In reference to, “Cleanup continues after heavy rainfall,” Dec. 27, it’s no small disaster that 1.49 million gallons of CSO … spilled into Port Angeles Harbor.
This is a large amount of contamination, adversely affecting our area’s water quality.
Why is this combined sewer overflow into our harbor happening? Could this be the result of another boondoggle?
Perhaps the $47 million combined sewer overflow (CSO) project, defined as the largest public works project in the city’s history, was poorly conceived?
Major faults in this system include failure to remove thousands of rooftop drain spouts connecting untreated sewage with stormwater overflow — a sure recipe for disaster.
What motivates such ill-planned projects to proceed?
Could it be massive profits for short-term gains resulted in massive long-term economic and ecological losses?

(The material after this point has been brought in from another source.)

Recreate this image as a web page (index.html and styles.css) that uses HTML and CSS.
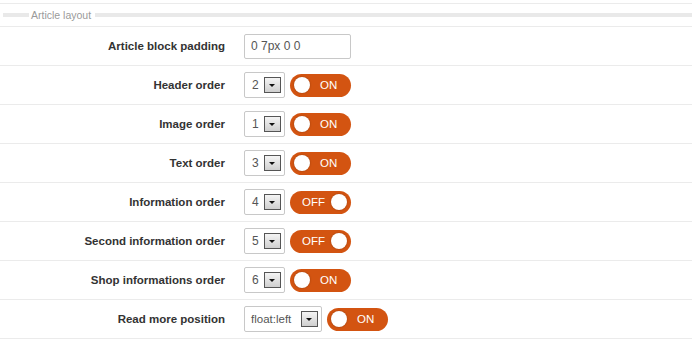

This was “the second overflow since the system was built; the first was of an estimated 451,800 gallons of untreated sewage and stormwater in February.”
The Public Works director described the rainfall that led to the latest discharge as “a 100-year storm event.”
Have we not had two 100-year events this year? Perhaps, we did get “hit by an extraordinary amount of intense rain… and the intensity of the storm combined with high tides made it ‘something of a perfect storm.”
However, might one ask if the city’s 5-million gallon CSO tank wasn’t adequately designed to handle such heavy rains, especially in light of climate change and the predicted resultant increase in area rainfall?